Developer - 13AM Games
Publisher - Graffiti Games
Platform - Steam, Nintendo Switch [version tested]
Genre - Platformer
Double Cross has a wonderful premise. Our heroine, Zahra Sinclair, is an officer for RIFT - Regulators of Interdimensional Frontiers and Technology - an organisation that polices travel between universes. Routine operations include tracking down interdimensional criminals, who might be smuggling advanced weapons to universes that can’t even change dimensions yet, and keeping to RIFT’s version of the Star Trek Prime Directive of non-interference. The idea is figuratively ripe with possibility.
What we end up with is an awkward cross between Mega Man, Shantae and Phoenix Wright (yes) with a smattering of redeeming features. The best of these is the Proton Slinger, Zahra’s grappling hook. Activating it slows time down and brings up a reticle that you use to target grapple points within range; it feels odd initially but soon becomes an essential part of gameplay. Even better, you can use it to pluck an enemy projectile out of the air and throw it back at them, aiming it like an egg in Yoshi’s Island. Beating an enemy at its own game is pretty satisfying, and it never feels overused.
What does feel overused is enemy sprites. There are three worlds, each with three levels: a world where dinosaurs evolved to be like humans, a world that’s basically a casino run by robots, and a world containing goo monsters. Although level furniture is always different, enemy types remain the same in each world, so things get samey fast. Having said that, some of the levels are really well-designed and it’s these, as well as the super-colourful cast of characters in RIFT’s headquarters, that you’ll remember once the game is finished.
Zahra returns to RIFT HQ to analyse the clues she found at the end of every level. This hub is home to RIFT’s motley crew of mostly humanoid interdimensional souls, although some of them feel like DeviantArt bait. One of the team will be able to help Zahra make sense of what she’s found, at which point it becomes evidence in her case against the villain of that world. Once Zahra has all the evidence she needs - in practice, once a world’s three levels are complete - she can take down said villain. These levels culminate in boss fights to stretch your combat skills. Once a world’s case is solved, Zahra gets a bit closer to figuring out the identity of the overall Big Bad - Suspect X.
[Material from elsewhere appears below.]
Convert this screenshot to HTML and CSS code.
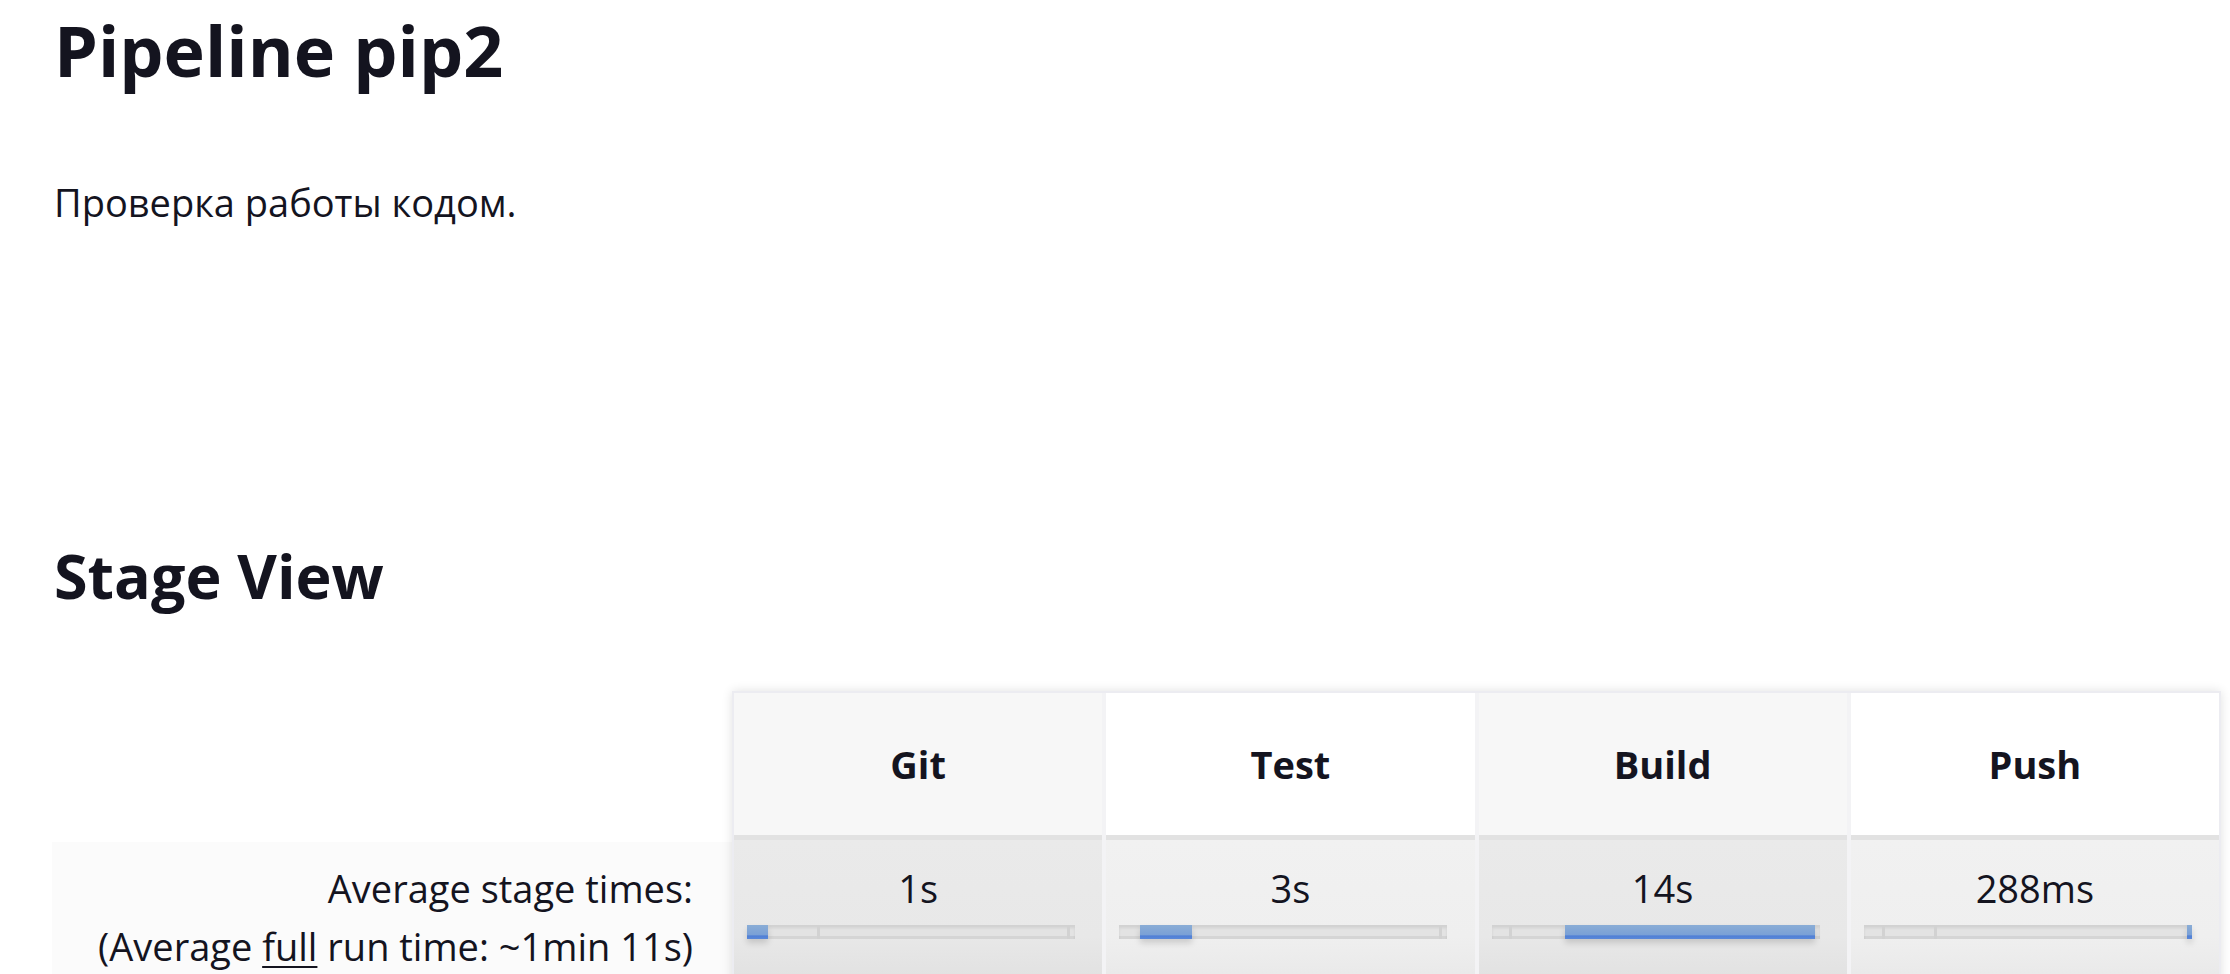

Combat as a whole is mostly forgettable. Zahra has a standard three-punch combo and a series of kicks that level up when you collect the upgradium (that is its in-game name) hidden throughout levels. Some levels lock you in place for a face-off against a series of goons, à la Guacamelee! The comparison is not a great one: there’s so much variety in Guac-combat, and so little in Double Cross’s, that you almost wonder why they bothered having it in the game in the first place. The music is in pretty much the same boat, too - a huge shame when you consider that 13AM Games’s previous title, Runbow, featured some great tunes.
On the plus side the levels zip along at a decent pace. Some of the bosses are good fun, and the Saturday morning cartoon polish remains throughout, communicated via Shantae-like stills with text. The lifts in RIFT HQ move with a pleasing ticking sound (yes, this is a plus point!). Finding all the upgradium and getting all the achievements will take a while… but you would have to ask yourself why you would bother. Being an average game on the Switch eShop and/or Steam just means there are plenty of better games out there that are more deserving of your time. Ones where you can have more than one save file and skip cutscenes…
Final Verdict: Double Cross is not the finished article in two senses: firstly, because we ran into a couple of bugs and strange goings-on during our playthrough. Secondly, and worse, it’s an idea whose potential feels barely explored. Despite occasional glimpses of greatness, we’re left to hope for better in a sequel.